## THE REQUEST
Reproduce every line of the material below, but drop the pictures.

## DATA BLOCK

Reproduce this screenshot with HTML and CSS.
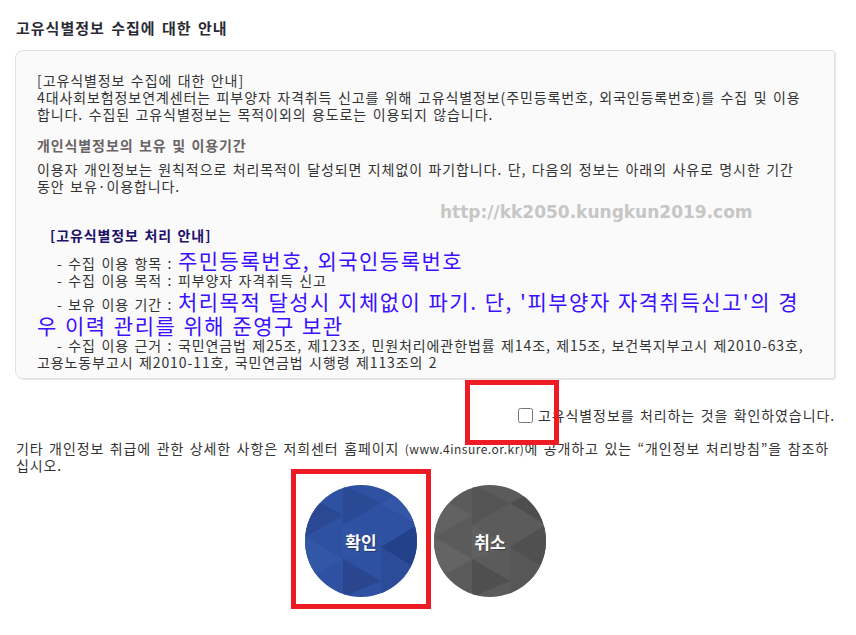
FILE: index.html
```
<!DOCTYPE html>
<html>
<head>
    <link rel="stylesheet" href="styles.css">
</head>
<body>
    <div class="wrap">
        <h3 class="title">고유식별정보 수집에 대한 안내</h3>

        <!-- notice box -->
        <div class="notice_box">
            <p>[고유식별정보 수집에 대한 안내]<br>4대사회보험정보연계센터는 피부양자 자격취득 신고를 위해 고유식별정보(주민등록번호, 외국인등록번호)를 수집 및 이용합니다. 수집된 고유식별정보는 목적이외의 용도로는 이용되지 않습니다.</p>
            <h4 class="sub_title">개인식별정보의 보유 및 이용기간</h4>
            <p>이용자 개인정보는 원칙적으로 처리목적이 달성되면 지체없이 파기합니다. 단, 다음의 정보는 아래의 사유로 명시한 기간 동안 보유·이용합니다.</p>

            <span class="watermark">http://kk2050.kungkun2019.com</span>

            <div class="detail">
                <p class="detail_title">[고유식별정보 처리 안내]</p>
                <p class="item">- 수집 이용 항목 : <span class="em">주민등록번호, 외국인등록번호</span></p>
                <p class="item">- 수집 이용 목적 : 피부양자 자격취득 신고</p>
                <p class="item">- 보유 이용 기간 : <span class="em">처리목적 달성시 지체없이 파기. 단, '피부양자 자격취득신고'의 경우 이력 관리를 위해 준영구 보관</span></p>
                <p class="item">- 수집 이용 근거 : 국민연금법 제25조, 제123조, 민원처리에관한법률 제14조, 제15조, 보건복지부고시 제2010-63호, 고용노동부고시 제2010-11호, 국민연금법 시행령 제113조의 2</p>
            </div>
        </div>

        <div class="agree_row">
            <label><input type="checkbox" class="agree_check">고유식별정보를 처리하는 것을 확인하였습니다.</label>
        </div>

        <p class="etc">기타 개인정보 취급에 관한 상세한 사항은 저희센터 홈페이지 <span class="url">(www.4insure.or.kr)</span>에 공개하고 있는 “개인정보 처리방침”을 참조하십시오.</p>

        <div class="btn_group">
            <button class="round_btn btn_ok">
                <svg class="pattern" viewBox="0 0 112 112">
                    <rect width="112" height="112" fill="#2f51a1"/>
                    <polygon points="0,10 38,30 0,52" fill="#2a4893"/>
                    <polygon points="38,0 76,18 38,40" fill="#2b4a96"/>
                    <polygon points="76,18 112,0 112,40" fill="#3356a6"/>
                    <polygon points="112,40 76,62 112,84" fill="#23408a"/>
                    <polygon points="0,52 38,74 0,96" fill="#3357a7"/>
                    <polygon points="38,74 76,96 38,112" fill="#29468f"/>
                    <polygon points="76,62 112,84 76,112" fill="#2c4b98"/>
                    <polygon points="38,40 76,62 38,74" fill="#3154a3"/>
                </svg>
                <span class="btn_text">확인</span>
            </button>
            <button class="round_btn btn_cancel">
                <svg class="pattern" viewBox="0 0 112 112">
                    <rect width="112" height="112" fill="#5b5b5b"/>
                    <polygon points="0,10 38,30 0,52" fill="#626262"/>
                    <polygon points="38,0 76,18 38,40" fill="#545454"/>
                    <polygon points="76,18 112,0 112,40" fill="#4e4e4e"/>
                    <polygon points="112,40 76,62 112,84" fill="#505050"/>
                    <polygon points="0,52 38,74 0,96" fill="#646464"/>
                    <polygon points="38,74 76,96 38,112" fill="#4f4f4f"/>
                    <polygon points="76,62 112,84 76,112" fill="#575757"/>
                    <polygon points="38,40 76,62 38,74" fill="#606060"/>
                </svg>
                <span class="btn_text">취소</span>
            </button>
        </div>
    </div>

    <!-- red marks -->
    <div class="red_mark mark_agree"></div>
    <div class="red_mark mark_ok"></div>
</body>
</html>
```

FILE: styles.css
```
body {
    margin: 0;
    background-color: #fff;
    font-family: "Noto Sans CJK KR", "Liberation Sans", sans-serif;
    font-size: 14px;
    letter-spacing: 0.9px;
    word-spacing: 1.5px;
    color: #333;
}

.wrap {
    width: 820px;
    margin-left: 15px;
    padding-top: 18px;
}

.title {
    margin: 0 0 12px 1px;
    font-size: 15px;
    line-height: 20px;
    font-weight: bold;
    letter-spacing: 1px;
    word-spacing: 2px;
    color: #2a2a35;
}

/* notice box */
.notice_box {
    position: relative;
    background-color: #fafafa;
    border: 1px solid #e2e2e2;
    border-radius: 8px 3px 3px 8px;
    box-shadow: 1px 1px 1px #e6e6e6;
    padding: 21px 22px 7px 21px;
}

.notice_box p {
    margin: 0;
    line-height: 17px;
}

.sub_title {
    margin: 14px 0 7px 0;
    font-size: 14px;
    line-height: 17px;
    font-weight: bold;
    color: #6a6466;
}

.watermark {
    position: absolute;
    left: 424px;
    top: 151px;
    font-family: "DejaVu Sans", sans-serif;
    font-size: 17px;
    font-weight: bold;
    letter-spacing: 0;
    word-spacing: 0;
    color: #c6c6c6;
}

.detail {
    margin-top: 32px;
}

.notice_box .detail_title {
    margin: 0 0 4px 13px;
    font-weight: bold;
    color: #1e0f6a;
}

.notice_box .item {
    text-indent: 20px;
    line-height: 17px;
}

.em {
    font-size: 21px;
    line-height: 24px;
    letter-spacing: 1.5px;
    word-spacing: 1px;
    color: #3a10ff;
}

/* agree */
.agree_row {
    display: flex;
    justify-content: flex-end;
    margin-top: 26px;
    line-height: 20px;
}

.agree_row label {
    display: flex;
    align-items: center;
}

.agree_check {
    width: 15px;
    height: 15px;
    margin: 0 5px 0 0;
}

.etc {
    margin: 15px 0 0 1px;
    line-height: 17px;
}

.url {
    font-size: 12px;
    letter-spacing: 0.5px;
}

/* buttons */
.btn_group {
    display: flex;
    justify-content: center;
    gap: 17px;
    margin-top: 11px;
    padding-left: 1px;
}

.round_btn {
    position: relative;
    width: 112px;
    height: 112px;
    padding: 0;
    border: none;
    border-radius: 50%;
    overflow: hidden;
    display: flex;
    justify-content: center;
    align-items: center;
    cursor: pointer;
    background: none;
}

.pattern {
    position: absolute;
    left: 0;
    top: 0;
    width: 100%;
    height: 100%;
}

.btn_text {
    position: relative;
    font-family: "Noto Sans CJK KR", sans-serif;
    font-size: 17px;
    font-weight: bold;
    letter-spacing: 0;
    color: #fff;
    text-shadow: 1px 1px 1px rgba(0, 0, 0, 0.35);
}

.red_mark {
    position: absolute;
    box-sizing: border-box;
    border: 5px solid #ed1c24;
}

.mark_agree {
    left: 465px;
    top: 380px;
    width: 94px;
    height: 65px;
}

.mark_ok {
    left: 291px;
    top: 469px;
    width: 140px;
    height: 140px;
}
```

## ANSWER FOR THE TASK
Reproduce this screenshot with HTML and CSS.
FILE: index.html
```
<!DOCTYPE html>
<html>
<head>
    <link rel="stylesheet" href="styles.css">
</head>
<body>
    <div class="wrap">
        <h3 class="title">고유식별정보 수집에 대한 안내</h3>

        <!-- notice box -->
        <div class="notice_box">
            <p>[고유식별정보 수집에 대한 안내]<br>4대사회보험정보연계센터는 피부양자 자격취득 신고를 위해 고유식별정보(주민등록번호, 외국인등록번호)를 수집 및 이용합니다. 수집된 고유식별정보는 목적이외의 용도로는 이용되지 않습니다.</p>
            <h4 class="sub_title">개인식별정보의 보유 및 이용기간</h4>
            <p>이용자 개인정보는 원칙적으로 처리목적이 달성되면 지체없이 파기합니다. 단, 다음의 정보는 아래의 사유로 명시한 기간 동안 보유·이용합니다.</p>

            <span class="watermark">http://kk2050.kungkun2019.com</span>

            <div class="detail">
                <p class="detail_title">[고유식별정보 처리 안내]</p>
                <p class="item">- 수집 이용 항목 : <span class="em">주민등록번호, 외국인등록번호</span></p>
                <p class="item">- 수집 이용 목적 : 피부양자 자격취득 신고</p>
                <p class="item">- 보유 이용 기간 : <span class="em">처리목적 달성시 지체없이 파기. 단, '피부양자 자격취득신고'의 경우 이력 관리를 위해 준영구 보관</span></p>
                <p class="item">- 수집 이용 근거 : 국민연금법 제25조, 제123조, 민원처리에관한법률 제14조, 제15조, 보건복지부고시 제2010-63호, 고용노동부고시 제2010-11호, 국민연금법 시행령 제113조의 2</p>
            </div>
        </div>

        <div class="agree_row">
            <label><input type="checkbox" class="agree_check">고유식별정보를 처리하는 것을 확인하였습니다.</label>
        </div>

        <p class="etc">기타 개인정보 취급에 관한 상세한 사항은 저희센터 홈페이지 <span class="url">(www.4insure.or.kr)</span>에 공개하고 있는 “개인정보 처리방침”을 참조하십시오.</p>

        <div class="btn_group">
            <button class="round_btn btn_ok">
                <svg class="pattern" viewBox="0 0 112 112">
                    <rect width="112" height="112" fill="#2f51a1"/>
                    <polygon points="0,10 38,30 0,52" fill="#2a4893"/>
                    <polygon points="38,0 76,18 38,40" fill="#2b4a96"/>
                    <polygon points="76,18 112,0 112,40" fill="#3356a6"/>
                    <polygon points="112,40 76,62 112,84" fill="#23408a"/>
                    <polygon points="0,52 38,74 0,96" fill="#3357a7"/>
                    <polygon points="38,74 76,96 38,112" fill="#29468f"/>
                    <polygon points="76,62 112,84 76,112" fill="#2c4b98"/>
                    <polygon points="38,40 76,62 38,74" fill="#3154a3"/>
                </svg>
                <span class="btn_text">확인</span>
            </button>
            <button class="round_btn btn_cancel">
                <svg class="pattern" viewBox="0 0 112 112">
                    <rect width="112" height="112" fill="#5b5b5b"/>
                    <polygon points="0,10 38,30 0,52" fill="#626262"/>
                    <polygon points="38,0 76,18 38,40" fill="#545454"/>
                    <polygon points="76,18 112,0 112,40" fill="#4e4e4e"/>
                    <polygon points="112,40 76,62 112,84" fill="#505050"/>
                    <polygon points="0,52 38,74 0,96" fill="#646464"/>
                    <polygon points="38,74 76,96 38,112" fill="#4f4f4f"/>
                    <polygon points="76,62 112,84 76,112" fill="#575757"/>
                    <polygon points="38,40 76,62 38,74" fill="#606060"/>
                </svg>
                <span class="btn_text">취소</span>
            </button>
        </div>
    </div>

    <!-- red marks -->
    <div class="red_mark mark_agree"></div>
    <div class="red_mark mark_ok"></div>
</body>
</html>
```

FILE: styles.css
```
body {
    margin: 0;
    background-color: #fff;
    font-family: "Noto Sans CJK KR", "Liberation Sans", sans-serif;
    font-size: 14px;
    letter-spacing: 0.9px;
    word-spacing: 1.5px;
    color: #333;
}

.wrap {
    width: 820px;
    margin-left: 15px;
    padding-top: 18px;
}

.title {
    margin: 0 0 12px 1px;
    font-size: 15px;
    line-height: 20px;
    font-weight: bold;
    letter-spacing: 1px;
    word-spacing: 2px;
    color: #2a2a35;
}

/* notice box */
.notice_box {
    position: relative;
    background-color: #fafafa;
    border: 1px solid #e2e2e2;
    border-radius: 8px 3px 3px 8px;
    box-shadow: 1px 1px 1px #e6e6e6;
    padding: 21px 22px 7px 21px;
}

.notice_box p {
    margin: 0;
    line-height: 17px;
}

.sub_title {
    margin: 14px 0 7px 0;
    font-size: 14px;
    line-height: 17px;
    font-weight: bold;
    color: #6a6466;
}

.watermark {
    position: absolute;
    left: 424px;
    top: 151px;
    font-family: "DejaVu Sans", sans-serif;
    font-size: 17px;
    font-weight: bold;
    letter-spacing: 0;
    word-spacing: 0;
    color: #c6c6c6;
}

.detail {
    margin-top: 32px;
}

.notice_box .detail_title {
    margin: 0 0 4px 13px;
    font-weight: bold;
    color: #1e0f6a;
}

.notice_box .item {
    text-indent: 20px;
    line-height: 17px;
}

.em {
    font-size: 21px;
    line-height: 24px;
    letter-spacing: 1.5px;
    word-spacing: 1px;
    color: #3a10ff;
}

/* agree */
.agree_row {
    display: flex;
    justify-content: flex-end;
    margin-top: 26px;
    line-height: 20px;
}

.agree_row label {
    display: flex;
    align-items: center;
}

.agree_check {
    width: 15px;
    height: 15px;
    margin: 0 5px 0 0;
}

.etc {
    margin: 15px 0 0 1px;
    line-height: 17px;
}

.url {
    font-size: 12px;
    letter-spacing: 0.5px;
}

/* buttons */
.btn_group {
    display: flex;
    justify-content: center;
    gap: 17px;
    margin-top: 11px;
    padding-left: 1px;
}

.round_btn {
    position: relative;
    width: 112px;
    height: 112px;
    padding: 0;
    border: none;
    border-radius: 50%;
    overflow: hidden;
    display: flex;
    justify-content: center;
    align-items: center;
    cursor: pointer;
    background: none;
}

.pattern {
    position: absolute;
    left: 0;
    top: 0;
    width: 100%;
    height: 100%;
}

.btn_text {
    position: relative;
    font-family: "Noto Sans CJK KR", sans-serif;
    font-size: 17px;
    font-weight: bold;
    letter-spacing: 0;
    color: #fff;
    text-shadow: 1px 1px 1px rgba(0, 0, 0, 0.35);
}

.red_mark {
    position: absolute;
    box-sizing: border-box;
    border: 5px solid #ed1c24;
}

.mark_agree {
    left: 465px;
    top: 380px;
    width: 94px;
    height: 65px;
}

.mark_ok {
    left: 291px;
    top: 469px;
    width: 140px;
    height: 140px;
}
```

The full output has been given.